**AIM**
Keep only the lines of the listing that include the word "Tailwind", and copy them.

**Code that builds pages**

+---+

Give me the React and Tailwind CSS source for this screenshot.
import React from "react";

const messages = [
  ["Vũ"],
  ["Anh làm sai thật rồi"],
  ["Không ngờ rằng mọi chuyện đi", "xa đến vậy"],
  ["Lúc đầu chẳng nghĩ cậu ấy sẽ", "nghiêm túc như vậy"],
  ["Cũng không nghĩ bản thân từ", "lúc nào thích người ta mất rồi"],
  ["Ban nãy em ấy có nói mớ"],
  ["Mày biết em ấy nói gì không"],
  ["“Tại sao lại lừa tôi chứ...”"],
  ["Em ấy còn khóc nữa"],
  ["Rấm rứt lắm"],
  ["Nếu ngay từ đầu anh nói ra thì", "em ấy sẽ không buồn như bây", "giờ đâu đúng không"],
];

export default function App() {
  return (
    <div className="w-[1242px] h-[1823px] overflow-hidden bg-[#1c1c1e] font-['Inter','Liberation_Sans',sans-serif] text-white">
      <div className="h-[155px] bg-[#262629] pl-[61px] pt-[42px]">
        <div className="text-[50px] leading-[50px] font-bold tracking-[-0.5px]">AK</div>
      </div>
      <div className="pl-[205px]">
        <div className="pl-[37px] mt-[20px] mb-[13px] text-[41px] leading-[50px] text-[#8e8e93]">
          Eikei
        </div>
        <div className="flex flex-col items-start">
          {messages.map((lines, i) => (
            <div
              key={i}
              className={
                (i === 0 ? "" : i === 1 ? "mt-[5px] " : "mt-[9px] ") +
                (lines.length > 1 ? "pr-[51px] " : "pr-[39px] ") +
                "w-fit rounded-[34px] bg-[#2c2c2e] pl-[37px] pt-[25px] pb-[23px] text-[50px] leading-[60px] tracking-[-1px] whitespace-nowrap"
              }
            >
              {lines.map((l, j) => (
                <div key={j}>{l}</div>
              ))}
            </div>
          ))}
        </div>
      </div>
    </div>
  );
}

+---+

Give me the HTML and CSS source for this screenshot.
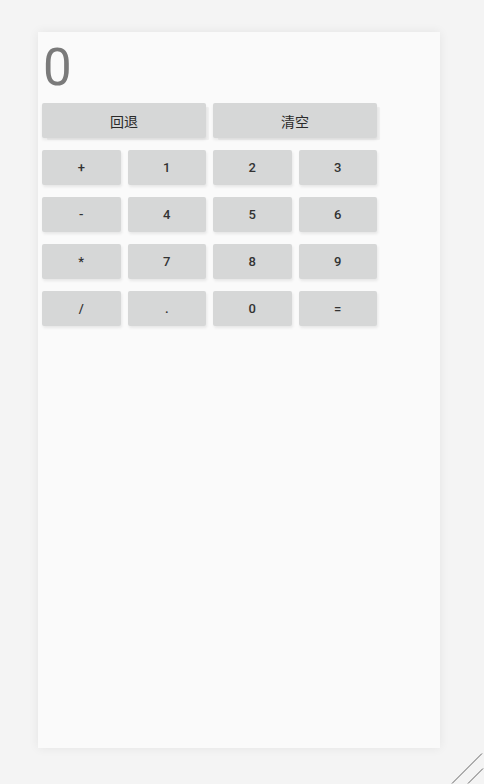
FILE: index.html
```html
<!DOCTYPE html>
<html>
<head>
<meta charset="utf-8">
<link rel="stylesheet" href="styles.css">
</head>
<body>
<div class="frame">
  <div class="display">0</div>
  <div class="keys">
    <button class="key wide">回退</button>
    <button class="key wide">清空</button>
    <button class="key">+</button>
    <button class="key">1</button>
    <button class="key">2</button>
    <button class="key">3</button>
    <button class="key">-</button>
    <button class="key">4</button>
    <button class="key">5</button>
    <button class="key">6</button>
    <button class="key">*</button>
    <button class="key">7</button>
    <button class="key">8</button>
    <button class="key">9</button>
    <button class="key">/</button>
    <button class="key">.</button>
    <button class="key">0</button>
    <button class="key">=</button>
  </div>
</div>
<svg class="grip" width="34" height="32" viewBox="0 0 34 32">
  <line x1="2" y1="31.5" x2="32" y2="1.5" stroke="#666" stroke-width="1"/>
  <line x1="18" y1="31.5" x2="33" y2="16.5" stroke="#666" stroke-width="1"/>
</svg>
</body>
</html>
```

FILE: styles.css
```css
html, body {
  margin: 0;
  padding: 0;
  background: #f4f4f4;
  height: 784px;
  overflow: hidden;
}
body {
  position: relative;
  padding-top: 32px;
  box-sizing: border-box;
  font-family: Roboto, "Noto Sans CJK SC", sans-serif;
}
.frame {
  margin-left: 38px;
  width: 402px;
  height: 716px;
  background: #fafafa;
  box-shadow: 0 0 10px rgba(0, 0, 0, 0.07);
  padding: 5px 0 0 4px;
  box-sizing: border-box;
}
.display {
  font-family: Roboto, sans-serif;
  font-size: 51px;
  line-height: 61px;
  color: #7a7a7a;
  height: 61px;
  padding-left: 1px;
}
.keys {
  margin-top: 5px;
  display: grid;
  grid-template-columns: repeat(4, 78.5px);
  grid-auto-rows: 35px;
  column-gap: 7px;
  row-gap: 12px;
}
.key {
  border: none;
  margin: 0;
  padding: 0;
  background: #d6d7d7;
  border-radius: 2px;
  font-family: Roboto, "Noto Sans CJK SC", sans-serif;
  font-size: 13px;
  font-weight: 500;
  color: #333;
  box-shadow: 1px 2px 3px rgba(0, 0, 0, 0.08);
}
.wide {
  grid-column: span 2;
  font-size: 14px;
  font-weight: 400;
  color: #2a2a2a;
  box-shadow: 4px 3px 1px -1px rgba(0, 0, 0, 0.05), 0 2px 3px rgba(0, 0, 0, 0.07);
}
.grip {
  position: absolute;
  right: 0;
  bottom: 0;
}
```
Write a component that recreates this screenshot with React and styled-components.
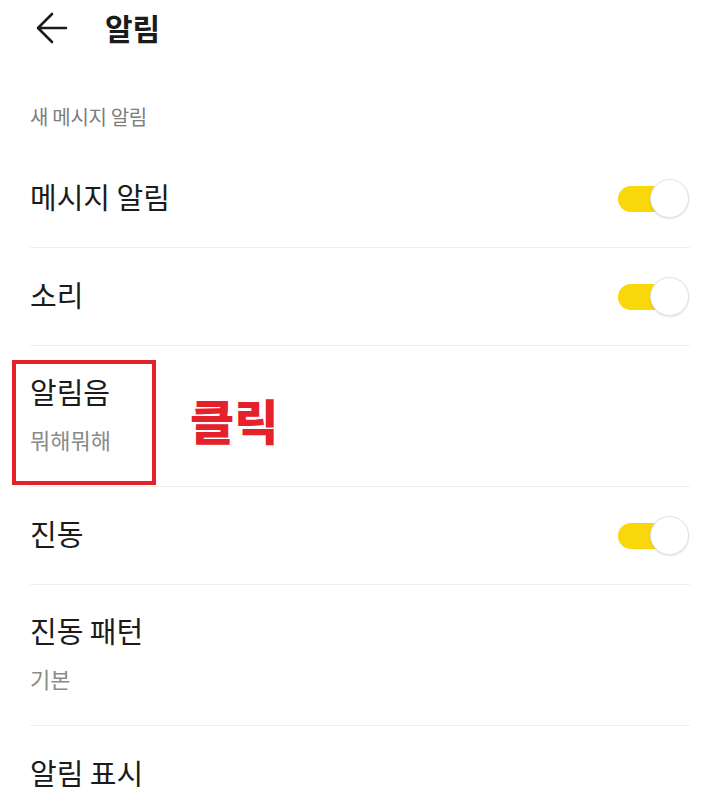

+---+

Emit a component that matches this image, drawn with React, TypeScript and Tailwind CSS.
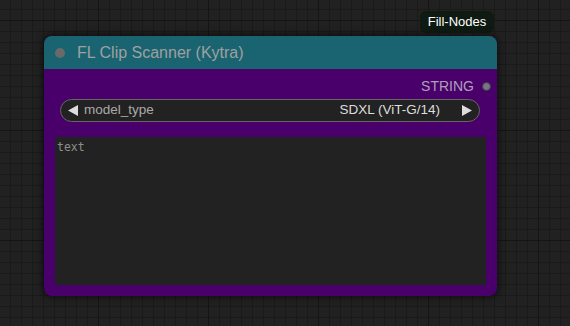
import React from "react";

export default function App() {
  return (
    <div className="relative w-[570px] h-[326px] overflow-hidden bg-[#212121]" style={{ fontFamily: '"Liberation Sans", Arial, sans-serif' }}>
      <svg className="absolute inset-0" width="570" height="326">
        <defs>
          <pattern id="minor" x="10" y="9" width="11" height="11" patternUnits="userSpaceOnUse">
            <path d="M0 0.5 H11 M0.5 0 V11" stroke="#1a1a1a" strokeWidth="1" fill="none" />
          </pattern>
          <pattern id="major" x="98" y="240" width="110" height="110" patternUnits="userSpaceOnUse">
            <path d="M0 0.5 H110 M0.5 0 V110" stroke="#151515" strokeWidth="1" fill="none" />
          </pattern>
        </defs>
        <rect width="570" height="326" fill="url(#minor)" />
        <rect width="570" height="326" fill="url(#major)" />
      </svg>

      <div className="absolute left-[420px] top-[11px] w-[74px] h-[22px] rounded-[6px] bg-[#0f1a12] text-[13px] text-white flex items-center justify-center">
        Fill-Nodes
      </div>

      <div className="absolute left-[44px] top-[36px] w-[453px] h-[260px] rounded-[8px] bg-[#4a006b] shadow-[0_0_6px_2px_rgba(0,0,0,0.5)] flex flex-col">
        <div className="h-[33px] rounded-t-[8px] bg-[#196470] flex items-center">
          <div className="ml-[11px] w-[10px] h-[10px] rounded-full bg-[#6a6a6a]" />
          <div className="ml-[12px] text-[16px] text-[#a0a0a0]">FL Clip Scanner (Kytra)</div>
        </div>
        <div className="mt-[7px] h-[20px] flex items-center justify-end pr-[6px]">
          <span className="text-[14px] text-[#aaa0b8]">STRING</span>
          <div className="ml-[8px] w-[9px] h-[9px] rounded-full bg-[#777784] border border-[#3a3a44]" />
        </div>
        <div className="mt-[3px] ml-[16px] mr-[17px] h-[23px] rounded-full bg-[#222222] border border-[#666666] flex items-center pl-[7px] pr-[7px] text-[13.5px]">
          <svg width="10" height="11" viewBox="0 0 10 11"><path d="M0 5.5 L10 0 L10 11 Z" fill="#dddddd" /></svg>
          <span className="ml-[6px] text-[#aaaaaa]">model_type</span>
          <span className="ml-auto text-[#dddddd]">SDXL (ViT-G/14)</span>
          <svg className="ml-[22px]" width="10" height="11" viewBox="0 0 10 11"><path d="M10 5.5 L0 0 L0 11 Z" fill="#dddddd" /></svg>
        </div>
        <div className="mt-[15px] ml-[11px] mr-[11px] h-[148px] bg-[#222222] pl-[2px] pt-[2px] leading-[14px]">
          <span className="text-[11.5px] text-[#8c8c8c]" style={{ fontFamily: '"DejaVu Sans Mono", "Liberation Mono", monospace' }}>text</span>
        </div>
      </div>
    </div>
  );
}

+---+

**TASK RESULT**
Give me the React and Tailwind CSS source for this screenshot.
Emit a component that matches this image, drawn with React, TypeScript and Tailwind CSS.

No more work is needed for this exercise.